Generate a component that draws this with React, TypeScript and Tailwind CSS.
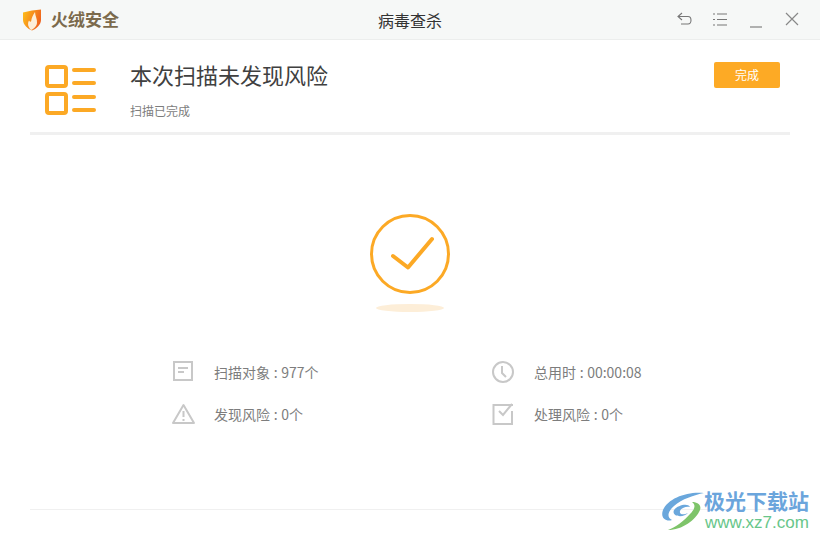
import React from "react";

const font = { fontFamily: '"Noto Sans CJK SC", "Noto Sans", sans-serif' };

function Logo() {
  return (
    <svg width="20" height="22" viewBox="0 0 20 22">
      <defs>
        <linearGradient id="lg" x1="0" y1="0.2" x2="1" y2="0.6">
          <stop offset="0" stopColor="#fdbb1a" />
          <stop offset="1" stopColor="#ee5f1e" />
        </linearGradient>
      </defs>
      <path d="M1 3.5 L10 1.5 L19 0.5 V11 C19 16 14 20 10 21.5 C6 20 1 16 1 11 Z" fill="url(#lg)" />
      <path d="M13 3 C13 7 15.5 10 15 14 C14.5 18 11 20.5 9 21 C6.5 18.5 5 15 7 11.5 C8 13 9 13 9.2 12 C9.5 9 11 6 13 3 Z" fill="#fdeed8" />
    </svg>
  );
}

function StatIcon({ kind }: { kind: string }) {
  const c = "#c8c8c8";
  if (kind === "doc")
    return (
      <svg width="24" height="24" viewBox="0 0 24 24" fill="none" stroke={c} strokeWidth="2">
        <rect x="2" y="2" width="18" height="18" />
        <path d="M6 8 H16 M6 12 H12" />
      </svg>
    );
  if (kind === "warn")
    return (
      <svg width="24" height="24" viewBox="0 0 24 24" fill="none" stroke={c} strokeWidth="2" strokeLinejoin="round">
        <path d="M11.5 3 L22 21 H1 Z" />
        <path d="M11.5 9 V15 M11.5 17 V19" />
      </svg>
    );
  if (kind === "clock")
    return (
      <svg width="24" height="24" viewBox="0 0 24 24" fill="none" stroke={c} strokeWidth="2">
        <circle cx="11" cy="12" r="10" />
        <path d="M10 6 V13 L14 17" />
      </svg>
    );
  return (
    <svg width="24" height="24" viewBox="0 0 24 24" fill="none" stroke={c} strokeWidth="2">
      <path d="M20 4 V3 H1.5 V22 H20 V9" />
      <path d="M7 9 L11 13 L20 2" />
    </svg>
  );
}

function Stat({ kind, text, width }: { kind: string; text: string; width: string }) {
  return (
    <div className={`flex h-[24px] items-center ${width}`}>
      <div className="w-[42px] shrink-0">
        <StatIcon kind={kind} />
      </div>
      <span className="text-[14px] leading-[24px] text-[#7d7d7d] whitespace-nowrap [word-spacing:0.5px]">{text}</span>
    </div>
  );
}

function Watermark() {
  return (
    <div className="absolute left-[660px] top-[488px] h-[44px] w-[156px]">
      <svg className="absolute left-0 top-[2px]" width="50" height="42" viewBox="0 0 50 42" fill="none">
        <path d="M44 3 C28 1 8 8 3 20 C0 28 6 32 12 30 C7 28 7 22 14 16 C22 9 34 5 44 3 Z" fill="#6aa7dc" />
        <path d="M8 40 C22 40 36 30 40 20 C42 14 36 12 32 12 C36 15 35 19 30 24 C24 31 16 37 8 40 Z" fill="#7ec46a" />
        <path d="M14 20 C18 15 28 13 30 17 C26 16 21 18 20 21 C19 25 24 25 28 23 C24 28 11 27 14 20 Z" fill="#6aa7dc" />
      </svg>
      <div className="absolute left-[44px] top-0 text-[21px] leading-[24px] font-bold text-[#6ba5dc] whitespace-nowrap">极光下载站</div>
      <div className="absolute left-[45px] top-[26px] text-[17px] leading-[18px] font-medium text-[#68c68a] whitespace-nowrap" style={{ fontFamily: '"Liberation Sans", sans-serif' }}>www.xz7.com</div>
    </div>
  );
}

export default function App() {
  return (
    <div className="relative flex h-[540px] w-[820px] flex-col overflow-hidden bg-white" style={font}>
      <div className="flex h-[40px] shrink-0 items-center border-b border-[#eceeed] bg-[#f6f8f7]">
        <div className="flex w-[190px] items-center pl-[22px]">
          <Logo />
          <span className="ml-[9px] text-[17px] font-bold leading-[22px] text-[#7b6a4c] -translate-y-px">火绒安全</span>
        </div>
        <div className="flex-1 text-center text-[16px] text-[#333333]">病毒查杀</div>
        <div className="flex w-[190px] items-center justify-end gap-[19px] pr-[19px]">
          <svg width="17" height="17" viewBox="0 0 17 17" fill="none" stroke="#777" strokeWidth="1.1">
            <path d="M6 2 L2 5.5 L6 9 M2 5.5 H12 C16 5.5 16 13 12 13 H5" />
          </svg>
          <svg width="17" height="17" viewBox="0 0 17 17" fill="none" stroke="#777" strokeWidth="1.1">
            <path d="M1 3 H3 M5 3 H15 M1 8.5 H3 M5 8.5 H15 M1 14 H3 M5 14 H15" />
          </svg>
          <svg width="17" height="17" viewBox="0 0 17 17" fill="none" stroke="#777" strokeWidth="1.1">
            <path d="M2 16 H14" />
          </svg>
          <svg width="17" height="17" viewBox="0 0 17 17" fill="none" stroke="#888" strokeWidth="1.2">
            <path d="M2 2 L14 14 M14 2 L2 14" />
          </svg>
        </div>
      </div>

      <div className="mx-[30px] flex h-[95px] shrink-0 border-b-[3px] border-[#f0f0f0]">
        <div className="ml-[15px] mt-[25px] h-[52px] w-[52px]">
          <svg width="52" height="52" viewBox="0 0 52 52" fill="none" stroke="#fca925" strokeWidth="4" strokeLinecap="round">
            <rect x="2" y="2" width="19" height="19" rx="2" />
            <rect x="2" y="29" width="19" height="19" rx="2" />
            <path d="M29 5 H49 M29 18 H49 M29 32 H49 M29 45 H49" />
          </svg>
        </div>
        <div className="ml-[33px] flex flex-col">
          <div className="mt-[16px] text-[22px] leading-[36px] text-[#404040]">本次扫描未发现风险</div>
          <div className="mt-[10px] text-[12px] leading-[18px] text-[#7d7d7d]">扫描已完成</div>
        </div>
        <div className="ml-auto mr-[10px] mt-[22px] flex h-[26px] w-[66px] items-center justify-center rounded-[2px] bg-[#fdaa25] text-[12px] text-white">完成</div>
      </div>

      <div className="mt-[79px] flex flex-col items-center">
        <svg width="80" height="80" viewBox="0 0 80 80" fill="none" stroke="#fca925">
          <circle cx="40" cy="40" r="38.5" strokeWidth="3" />
          <path d="M23 42 L38 53.5 L62 25" strokeWidth="4" strokeLinecap="round" strokeLinejoin="round" />
        </svg>
        <div className="mt-[10px] h-[8px] w-[68px] rounded-[50%] bg-[#fdeed8]" />
      </div>

      <div className="ml-[172px] mt-[48px] grid w-[500px] grid-cols-[320px_180px] gap-y-[18px]">
        <Stat kind="doc" text="扫描对象 : 977个" width="w-[320px]" />
        <Stat kind="clock" text="总用时 : 00:00:08" width="w-[180px]" />
        <Stat kind="warn" text="发现风险 : 0个" width="w-[320px]" />
        <Stat kind="check" text="处理风险 : 0个" width="w-[180px]" />
      </div>

      <div className="mx-[30px] mt-[83px] border-t border-[#f0f0f0]" />
      <Watermark />
    </div>
  );
}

* What needs to be done
Produce an exact copy of each line of data, skipping embedded images.

* Exercise result
Generate a component that draws this with React, TypeScript and Tailwind CSS.
import React from "react";

const font = { fontFamily: '"Noto Sans CJK SC", "Noto Sans", sans-serif' };

function Logo() {
  return (
    <svg width="20" height="22" viewBox="0 0 20 22">
      <defs>
        <linearGradient id="lg" x1="0" y1="0.2" x2="1" y2="0.6">
          <stop offset="0" stopColor="#fdbb1a" />
          <stop offset="1" stopColor="#ee5f1e" />
        </linearGradient>
      </defs>
      <path d="M1 3.5 L10 1.5 L19 0.5 V11 C19 16 14 20 10 21.5 C6 20 1 16 1 11 Z" fill="url(#lg)" />
      <path d="M13 3 C13 7 15.5 10 15 14 C14.5 18 11 20.5 9 21 C6.5 18.5 5 15 7 11.5 C8 13 9 13 9.2 12 C9.5 9 11 6 13 3 Z" fill="#fdeed8" />
    </svg>
  );
}

function StatIcon({ kind }: { kind: string }) {
  const c = "#c8c8c8";
  if (kind === "doc")
    return (
      <svg width="24" height="24" viewBox="0 0 24 24" fill="none" stroke={c} strokeWidth="2">
        <rect x="2" y="2" width="18" height="18" />
        <path d="M6 8 H16 M6 12 H12" />
      </svg>
    );
  if (kind === "warn")
    return (
      <svg width="24" height="24" viewBox="0 0 24 24" fill="none" stroke={c} strokeWidth="2" strokeLinejoin="round">
        <path d="M11.5 3 L22 21 H1 Z" />
        <path d="M11.5 9 V15 M11.5 17 V19" />
      </svg>
    );
  if (kind === "clock")
    return (
      <svg width="24" height="24" viewBox="0 0 24 24" fill="none" stroke={c} strokeWidth="2">
        <circle cx="11" cy="12" r="10" />
        <path d="M10 6 V13 L14 17" />
      </svg>
    );
  return (
    <svg width="24" height="24" viewBox="0 0 24 24" fill="none" stroke={c} strokeWidth="2">
      <path d="M20 4 V3 H1.5 V22 H20 V9" />
      <path d="M7 9 L11 13 L20 2" />
    </svg>
  );
}

function Stat({ kind, text, width }: { kind: string; text: string; width: string }) {
  return (
    <div className={`flex h-[24px] items-center ${width}`}>
      <div className="w-[42px] shrink-0">
        <StatIcon kind={kind} />
      </div>
      <span className="text-[14px] leading-[24px] text-[#7d7d7d] whitespace-nowrap [word-spacing:0.5px]">{text}</span>
    </div>
  );
}

function Watermark() {
  return (
    <div className="absolute left-[660px] top-[488px] h-[44px] w-[156px]">
      <svg className="absolute left-0 top-[2px]" width="50" height="42" viewBox="0 0 50 42" fill="none">
        <path d="M44 3 C28 1 8 8 3 20 C0 28 6 32 12 30 C7 28 7 22 14 16 C22 9 34 5 44 3 Z" fill="#6aa7dc" />
        <path d="M8 40 C22 40 36 30 40 20 C42 14 36 12 32 12 C36 15 35 19 30 24 C24 31 16 37 8 40 Z" fill="#7ec46a" />
        <path d="M14 20 C18 15 28 13 30 17 C26 16 21 18 20 21 C19 25 24 25 28 23 C24 28 11 27 14 20 Z" fill="#6aa7dc" />
      </svg>
      <div className="absolute left-[44px] top-0 text-[21px] leading-[24px] font-bold text-[#6ba5dc] whitespace-nowrap">极光下载站</div>
      <div className="absolute left-[45px] top-[26px] text-[17px] leading-[18px] font-medium text-[#68c68a] whitespace-nowrap" style={{ fontFamily: '"Liberation Sans", sans-serif' }}>www.xz7.com</div>
    </div>
  );
}

export default function App() {
  return (
    <div className="relative flex h-[540px] w-[820px] flex-col overflow-hidden bg-white" style={font}>
      <div className="flex h-[40px] shrink-0 items-center border-b border-[#eceeed] bg-[#f6f8f7]">
        <div className="flex w-[190px] items-center pl-[22px]">
          <Logo />
          <span className="ml-[9px] text-[17px] font-bold leading-[22px] text-[#7b6a4c] -translate-y-px">火绒安全</span>
        </div>
        <div className="flex-1 text-center text-[16px] text-[#333333]">病毒查杀</div>
        <div className="flex w-[190px] items-center justify-end gap-[19px] pr-[19px]">
          <svg width="17" height="17" viewBox="0 0 17 17" fill="none" stroke="#777" strokeWidth="1.1">
            <path d="M6 2 L2 5.5 L6 9 M2 5.5 H12 C16 5.5 16 13 12 13 H5" />
          </svg>
          <svg width="17" height="17" viewBox="0 0 17 17" fill="none" stroke="#777" strokeWidth="1.1">
            <path d="M1 3 H3 M5 3 H15 M1 8.5 H3 M5 8.5 H15 M1 14 H3 M5 14 H15" />
          </svg>
          <svg width="17" height="17" viewBox="0 0 17 17" fill="none" stroke="#777" strokeWidth="1.1">
            <path d="M2 16 H14" />
          </svg>
          <svg width="17" height="17" viewBox="0 0 17 17" fill="none" stroke="#888" strokeWidth="1.2">
            <path d="M2 2 L14 14 M14 2 L2 14" />
          </svg>
        </div>
      </div>

      <div className="mx-[30px] flex h-[95px] shrink-0 border-b-[3px] border-[#f0f0f0]">
        <div className="ml-[15px] mt-[25px] h-[52px] w-[52px]">
          <svg width="52" height="52" viewBox="0 0 52 52" fill="none" stroke="#fca925" strokeWidth="4" strokeLinecap="round">
            <rect x="2" y="2" width="19" height="19" rx="2" />
            <rect x="2" y="29" width="19" height="19" rx="2" />
            <path d="M29 5 H49 M29 18 H49 M29 32 H49 M29 45 H49" />
          </svg>
        </div>
        <div className="ml-[33px] flex flex-col">
          <div className="mt-[16px] text-[22px] leading-[36px] text-[#404040]">本次扫描未发现风险</div>
          <div className="mt-[10px] text-[12px] leading-[18px] text-[#7d7d7d]">扫描已完成</div>
        </div>
        <div className="ml-auto mr-[10px] mt-[22px] flex h-[26px] w-[66px] items-center justify-center rounded-[2px] bg-[#fdaa25] text-[12px] text-white">完成</div>
      </div>

      <div className="mt-[79px] flex flex-col items-center">
        <svg width="80" height="80" viewBox="0 0 80 80" fill="none" stroke="#fca925">
          <circle cx="40" cy="40" r="38.5" strokeWidth="3" />
          <path d="M23 42 L38 53.5 L62 25" strokeWidth="4" strokeLinecap="round" strokeLinejoin="round" />
        </svg>
        <div className="mt-[10px] h-[8px] w-[68px] rounded-[50%] bg-[#fdeed8]" />
      </div>

      <div className="ml-[172px] mt-[48px] grid w-[500px] grid-cols-[320px_180px] gap-y-[18px]">
        <Stat kind="doc" text="扫描对象 : 977个" width="w-[320px]" />
        <Stat kind="clock" text="总用时 : 00:00:08" width="w-[180px]" />
        <Stat kind="warn" text="发现风险 : 0个" width="w-[320px]" />
        <Stat kind="check" text="处理风险 : 0个" width="w-[180px]" />
      </div>

      <div className="mx-[30px] mt-[83px] border-t border-[#f0f0f0]" />
      <Watermark />
    </div>
  );
}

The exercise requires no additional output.